◆ Stated goal ◆
In the material below, find how many lines contain the string "React". Write only that number.

○ ○ ○ ○ ○

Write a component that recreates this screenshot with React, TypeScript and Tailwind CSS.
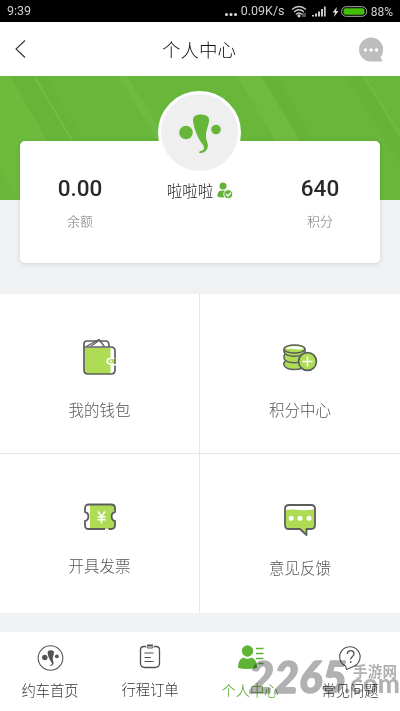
import React from 'react'

interface MenuItem {
  label: string
  icon: React.ReactNode
  cell: string
  labelGap: string
}

interface Tab {
  label: string
  icon: React.ReactNode
  active?: boolean
  offset: string
}

function LogoMark() {
  return (
    <>
      <circle cx="14" cy="37.500" r="6.800" />
      <circle cx="44" cy="34.500" r="4.800" />
      <path d="M21 25C20.500 18 36 18 37 24C37.500 29.500 33.500 35.500 34 41.500C34 46.500 37 48.500 35.500 53C34 57 31 58.500 27.500 58C26.500 57 27.500 56 29.500 55.700C33 55 32.500 51.500 30 48.500C26.500 44 21.500 33.500 21 25Z" />
    </>
  )
}

function WalletIcon() {
  return (
    <svg className="w-[36px] h-[38px]" viewBox="0 0 36 38" fill="none">
      <path d="M2.500 10H30V36H5L2.500 34Z" fill="#aedd55" />
      <path d="M28.500 10H31V36H28.500Z" fill="#fff" />
      <g stroke="#5c5e5d" strokeWidth="1.700" strokeLinecap="round" strokeLinejoin="round">
        <path d="M2 9V32Q2 36 6 36H29Q33 36 33 32V28M33 20V13Q33 9 29 9H2V6Q2 3 5 3H24Q27 3 27 8" />
        <path d="M5 8L17 1.500L22 8M9 8L15 4" strokeWidth="1.300" />
      </g>
      <path d="M33 20.500H28A2.700 2.700 0 0 0 28 26H33" fill="#aedd55" stroke="#fff" strokeWidth="1.700" />
      <path d="M33 20.500V26" stroke="#5c5e5d" strokeWidth="1.500" />
      <circle cx="29" cy="23.200" r="1" fill="#fff" />
    </svg>
  )
}

function CoinsIcon() {
  return (
    <svg className="w-[36px] h-[30px]" viewBox="0 0 36 30" fill="none" stroke="#5c5e5d" strokeWidth="1.500">
      <path d="M3 18Q1.500 19.500 2 22C4 28 21 28 23 22V18" fill="#aedd55" />
      <path d="M3 11Q1.500 13 2 15.500C4 21 21 21 23 15.500V12" fill="#aedd55" />
      <path d="M2 6V9C4 14.500 21 14.500 23 9V6" fill="#aedd55" />
      <ellipse cx="12.500" cy="6" rx="10.500" ry="4" fill="#aedd55" />
      <path d="M4 6C5 2.500 19 2.500 21.500 5.500C17 8 9 5 4 6Z" fill="#fff" stroke="none" />
      <circle cx="25.500" cy="18.500" r="8.900" fill="#aedd55" strokeWidth="1.700" />
      <path d="M25.500 13.500V23.500M20.500 18.500H30.500" stroke="#fff" strokeWidth="1.500" />
    </svg>
  )
}

function InvoiceIcon() {
  return (
    <svg className="w-[34px] h-[28px]" viewBox="0 0 34 28" fill="none">
      <path d="M7 1.500H28Q32 1.500 32 5V8C27 9 27 17 32 18V23Q32 26 28 26H7Z" fill="#aedd55" />
      <path d="M22 26H5Q2 26 2 22V18C6.500 17 6.500 10 2 9V5Q2 1.500 6 1.500H28Q32 1.500 32 5V9C27.500 10 27.500 17 32 18V22Q32 26 28 26H25.500" stroke="#5c5e5d" strokeWidth="1.800" strokeLinejoin="round" />
      <path d="M15 8.500L18.500 13.500L22 8.500M14.500 14H22.500M14.500 16.700H22.500M18.500 13.500V20.500" stroke="#fff" strokeWidth="1.500" />
    </svg>
  )
}

function FeedbackIcon() {
  return (
    <svg className="w-[34px] h-[34px]" viewBox="0 0 34 34" fill="none">
      <path d="M2.500 7C12 5 20 9 31.500 6V22Q31 26 28 26H23V31L16 26H6L2.500 23Z" fill="#aedd55" />
      <path d="M6 2H28Q32 2 32 6V22Q32 26 28 26H23.500V32L17 26H6Q2 26 2 22V6Q2 2 6 2Z" stroke="#5c5e5d" strokeWidth="1.800" strokeLinejoin="round" />
      <g fill="#fff">
        <circle cx="8.200" cy="15.300" r="2.500" />
        <circle cx="17" cy="15.300" r="2.500" />
        <circle cx="26" cy="15.300" r="2.500" />
      </g>
    </svg>
  )
}

const menuItems: MenuItem[] = [
  { label: '我的钱包', icon: <WalletIcon />, cell: 'border-r border-b pt-[44px]', labelGap: 'mt-[21px]' },
  { label: '积分中心', icon: <CoinsIcon />, cell: 'border-b pt-[49px]', labelGap: 'mt-[24px]' },
  { label: '开具发票', icon: <InvoiceIcon />, cell: 'border-r pt-[49px]', labelGap: 'mt-[22px]' },
  { label: '意见反馈', icon: <FeedbackIcon />, cell: 'pt-[49px]', labelGap: 'mt-[18px]' },
]

const tabs: Tab[] = [
  {
    label: '约车首页',
    offset: 'pt-[1px]',
    icon: (
      <svg className="w-[28px] h-[28px]" viewBox="0 0 28 28">
        <circle cx="14.500" cy="14" r="12.300" fill="none" stroke="#555" strokeWidth="1.100" />
        <g fill="#555" transform="translate(3.200 -1.500) scale(0.400)"><LogoMark /></g>
      </svg>
    ),
  },
  {
    label: '行程订单',
    offset: '',
    icon: (
      <svg className="w-[28px] h-[28px]" viewBox="0 0 28 28" fill="none" stroke="#505050">
        <path d="M10 3.500H8Q4.500 3.500 4.500 7V20Q4.500 24.500 9 24.500H19Q23.500 24.500 23.500 20V7Q23.500 3.500 20 3.500H18" strokeWidth="1.300" />
        <path d="M10 3.500Q11 5 12 5H16Q17 5 18 3.500M8.500 10H17.500M8.500 14.500H15M8.500 18.500H17.500" />
        <path d="M11 2.500H17" strokeWidth="2" />
      </svg>
    ),
  },
  {
    label: '个人中心',
    offset: 'pt-[1px]',
    active: true,
    icon: (
      <svg className="w-[28px] h-[28px]" viewBox="0 0 28 28" fill="#5fb336">
        <circle cx="11.500" cy="7" r="5.700" />
        <path d="M2 24Q2 15 7.500 13.500Q11.500 16 15.500 13.500Q21 15 21 24Q11.500 26 2 24Z" />
        <path d="M20 4.500H27.500M20 9.500H27.500M20 14.500H27.500M22.500 19.500H27.500" stroke="#5fb336" strokeWidth="1.500" />
      </svg>
    ),
  },
  {
    label: '常见问题',
    offset: 'pt-[1px]',
    icon: (
      <svg className="w-[28px] h-[28px]" viewBox="0 0 28 28" fill="none" stroke="#505050" strokeWidth="1.100">
        <path d="M10.500 25.500L9.800 22.300A10.200 10.200 0 1 1 18 22.300Z" strokeLinejoin="round" />
        <path d="M11.300 10C11.300 5.500 18 5.500 18 10C18 12.500 14.700 12.500 14.700 15.500M14.700 17V19" strokeWidth="1.300" />
      </svg>
    ),
  },
]

function StatusBar() {
  return (
    <div className="h-[22px] bg-black flex items-center justify-between pl-[7px] pr-[7px] pt-[1px] text-[12.500px] font-normal text-[#d0d0d0] font-[Roboto,sans-serif]">
      <span>9:39</span>
      <div className="flex items-center">
        <svg className="w-[14px] h-[12px] mr-[3px]" viewBox="0 0 14 12" fill="#ddd">
          <circle cx="2.500" cy="8.500" r="1.500" />
          <circle cx="7" cy="8.500" r="1.500" />
          <circle cx="11.500" cy="8.500" r="1.500" />
        </svg>
        <span className="w-[45px] text-[12.500px] whitespace-nowrap">0.09K/s</span>
        <svg className="w-[16px] h-[13px] ml-[5px]" viewBox="0 0 16 13" fill="none" stroke="#ccc" strokeWidth="1.300">
          <path d="M1 4.500Q8 -1.500 15 4.500M3 7Q8 2.500 13 7M5 9.500Q8 6.500 11 9.500" />
          <circle cx="8" cy="10.800" r="1" fill="#ccc" />
          <path d="M12 8V12M14 8V12" strokeWidth="0.800" />
        </svg>
        <svg className="w-[14px] h-[11px] ml-[5px]" viewBox="0 0 14 11" fill="#ccc">
          <path d="M0 9H2V10.500H0ZM3 7.500H5V10.500H3ZM6 5.500H8V10.500H6ZM9 3H11V10.500H9ZM12 0.500H13.700V10.500H12Z" />
        </svg>
        <svg className="w-[7px] h-[10px] ml-[6px]" viewBox="0 0 7 10" fill="#ddd">
          <path d="M5 0L0.500 5.500H3L2 10L6.500 4H4Z" />
        </svg>
        <svg className="w-[27px] h-[11px] ml-[2px] mr-[3px]" viewBox="0 0 27 11">
          <rect x="0.700" y="0.700" width="25" height="9.600" rx="4.500" fill="none" stroke="#aaa" />
          <rect x="2.500" y="2.200" width="21" height="6.600" rx="2" fill="#43be08" />
        </svg>
        <span className="text-[12px]">88%</span>
      </div>
    </div>
  )
}

function Header() {
  return (
    <header className="h-[54px] flex items-center justify-between pl-[15px] pr-[17px] bg-white">
      <svg className="w-[24px] h-[20px]" viewBox="0 0 24 20" fill="none" stroke="#333" strokeWidth="1.100">
        <path d="M10 1.500L1 10L10 18.500" />
      </svg>
      <h1 className="pt-[1px] text-[18.500px] text-[#111]">个人中心</h1>
      <svg className="w-[24px] h-[25px]" viewBox="0 0 24 25">
        <path d="M12 0.500A12 12 0 1 0 12 24.500H23.500L21.500 20A12 12 0 0 0 12 0.500Z" fill="#bebebe" />
        <g fill="#fff">
          <circle cx="6.500" cy="13" r="1.700" />
          <circle cx="12" cy="13" r="1.700" />
          <circle cx="17.500" cy="13" r="1.700" />
        </g>
      </svg>
    </header>
  )
}

function Stat({ value, label }: { value: string; label: string }) {
  return (
    <div className="w-[120px] flex flex-col items-center pt-[33px]">
      <span className="h-[28px] leading-[28px] text-[22.500px] font-medium text-[#292929] font-[Roboto,sans-serif]">{value}</span>
      <span className="mt-[9px] h-[20px] leading-[20px] text-[13px] text-[#777]">{label}</span>
    </div>
  )
}

function Profile() {
  return (
    <section className="relative h-[218px] bg-[#f0f1f3] px-[20px] pt-[65px]">
      <svg className="absolute left-0 top-0 w-full h-[124px]" viewBox="0 0 400 124">
        <rect width="400" height="124" fill="#68b63a" />
        <path d="M0 0H10L82 124H18L0 92Z" fill="#6dba3d" />
        <path d="M10 0L82 124H120L46 0Z" fill="#65b339" opacity=".4" />
        <path d="M34 0L73 66" stroke="#72bd42" strokeWidth="2" />
        <path d="M118 0L158 66H168L127 0Z" fill="#6eba42" />
        <path d="M237 0H261L301 66H276Z" fill="#6fbb40" />
        <path d="M261 0H277L315 66H301Z" fill="#65b439" />
        <path d="M346 0L400 89V63L362 0Z" fill="#65b439" />
        <path d="M364 0L400 59" stroke="#72bd42" strokeWidth="1.500" />
      </svg>
      <div className="relative h-[122px] flex bg-white rounded-[5px] shadow-[0_1px_5px_rgba(0,0,0,0.12)]">
        <Stat value="0.00" label="余额" />
        <div className="w-[120px] flex flex-col items-center">
          <div className="-mt-[50px] w-[83px] h-[83px] -ml-px shrink-0 rounded-full bg-[#eeefee] border-[3px] border-white flex items-center justify-center">
            <svg className="w-[56px] h-[76px]" viewBox="0 0 56 76" fill="#66b63a">
              <LogoMark />
            </svg>
          </div>
          <div className="mt-[5px] flex items-center gap-[4px] text-[15.500px] leading-[22px] text-[#222]">
            <span>啦啦啦</span>
            <svg className="w-[16px] h-[17px]" viewBox="0 0 16 17" fill="#62b337">
              <circle cx="6" cy="4" r="3.500" />
              <path d="M0.500 14.500Q0 9 4.500 8.500H8Q10 9 11 10L9 15Q3 16 0.500 14.500Z" />
              <circle cx="11.300" cy="12.200" r="4.500" stroke="#fff" />
              <path d="M9 12L11 14L14 10.500" fill="none" stroke="#fff" strokeWidth="1.200" />
            </svg>
          </div>
        </div>
        <Stat value="640" label="积分" />
      </div>
    </section>
  )
}

function Watermark() {
  return (
    <svg className="absolute left-[240px] top-[650px] w-[160px] h-[55px] mix-blend-multiply" viewBox="0 0 160 55" fill="#b1b1b1">
      <text x="9" y="43" fontSize="44" fontWeight="900" fontStyle="italic" fontFamily="Lato, sans-serif" textLength="98" lengthAdjust="spacingAndGlyphs" stroke="#b1b1b1" strokeWidth="1.500" strokeLinejoin="round">2265</text>
      <text x="113" y="27" fontSize="14.500" fontWeight="700" fontFamily="Noto Sans CJK SC, sans-serif" textLength="44">手游网</text>
      <text x="104" y="43" fontSize="27" fontWeight="900" fontFamily="Lato, sans-serif" textLength="56" lengthAdjust="spacingAndGlyphs">.com</text>
    </svg>
  )
}

export default function App() {
  return (
    <div className="relative w-[400px] h-[711px] overflow-hidden bg-[#f0f1f3] font-['Noto_Sans_CJK_SC',sans-serif] font-light">
      <StatusBar />
      <Header />
      <Profile />
      <div className="h-[319px] grid grid-cols-2 grid-rows-[160px_159px] bg-white">
        {menuItems.map((item) => (
          <div key={item.label} className={`flex flex-col items-center border-[#e6e6e6] ${item.cell}`}>
            {item.icon}
            <span className={`text-[15.500px] leading-[24px] text-[#555] ${item.labelGap}`}>{item.label}</span>
          </div>
        ))}
      </div>
      <nav className="mt-[19px] h-[79px] flex bg-white pt-[11px]">
        {tabs.map((tab) => (
          <div key={tab.label} className={`flex-1 flex flex-col items-center ${tab.offset}`}>
            {tab.icon}
            <span className={`mt-[7px] text-[14.300px] leading-[22px] ${tab.active ? 'text-[#4fa826]' : 'text-[#333]'}`}>{tab.label}</span>
          </div>
        ))}
      </nav>
      <Watermark />
    </div>
  )
}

○ ○ ○ ○ ○

◆ Response to this exercise ◆
4